» Work to be completed
Leave out the pictures and transcribe everything else exactly.

» Supplied data
<<<<
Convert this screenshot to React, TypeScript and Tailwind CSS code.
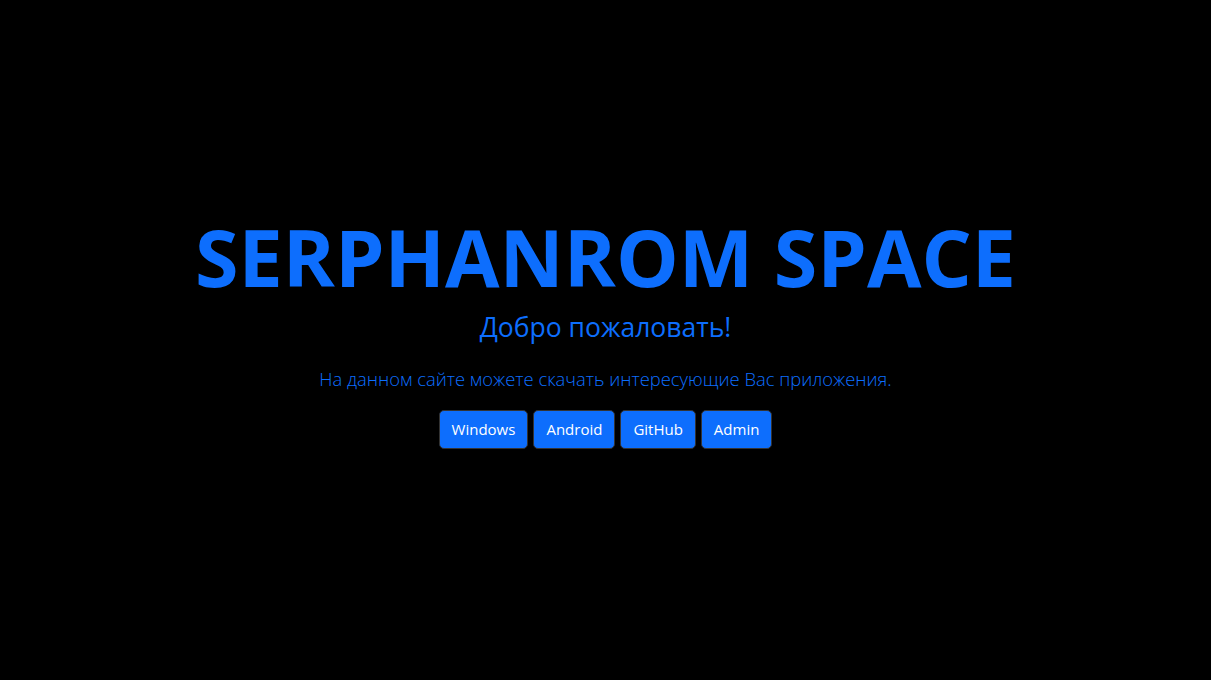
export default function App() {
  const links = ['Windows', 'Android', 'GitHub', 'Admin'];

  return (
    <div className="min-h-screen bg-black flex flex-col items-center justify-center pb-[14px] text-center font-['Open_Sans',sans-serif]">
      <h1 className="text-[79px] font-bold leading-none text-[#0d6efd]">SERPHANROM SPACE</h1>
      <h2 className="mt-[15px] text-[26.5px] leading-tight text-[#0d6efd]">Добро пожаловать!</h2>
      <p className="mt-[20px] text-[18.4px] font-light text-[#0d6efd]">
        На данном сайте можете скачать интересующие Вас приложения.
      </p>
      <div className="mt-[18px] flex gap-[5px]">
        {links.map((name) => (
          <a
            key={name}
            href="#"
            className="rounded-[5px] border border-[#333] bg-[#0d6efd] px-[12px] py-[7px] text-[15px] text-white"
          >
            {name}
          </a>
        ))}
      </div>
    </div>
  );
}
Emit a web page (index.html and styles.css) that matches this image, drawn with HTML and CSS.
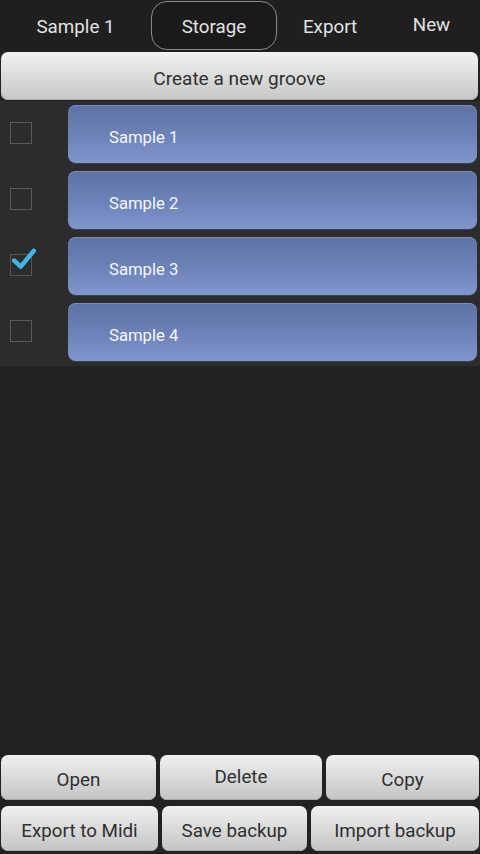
>>>>
» Exercise output
Convert this screenshot to React, TypeScript and Tailwind CSS code.
export default function App() {
  const links = ['Windows', 'Android', 'GitHub', 'Admin'];

  return (
    <div className="min-h-screen bg-black flex flex-col items-center justify-center pb-[14px] text-center font-['Open_Sans',sans-serif]">
      <h1 className="text-[79px] font-bold leading-none text-[#0d6efd]">SERPHANROM SPACE</h1>
      <h2 className="mt-[15px] text-[26.5px] leading-tight text-[#0d6efd]">Добро пожаловать!</h2>
      <p className="mt-[20px] text-[18.4px] font-light text-[#0d6efd]">
        На данном сайте можете скачать интересующие Вас приложения.
      </p>
      <div className="mt-[18px] flex gap-[5px]">
        {links.map((name) => (
          <a
            key={name}
            href="#"
            className="rounded-[5px] border border-[#333] bg-[#0d6efd] px-[12px] py-[7px] text-[15px] text-white"
          >
            {name}
          </a>
        ))}
      </div>
    </div>
  );
}
Emit a web page (index.html and styles.css) that matches this image, drawn with HTML and CSS.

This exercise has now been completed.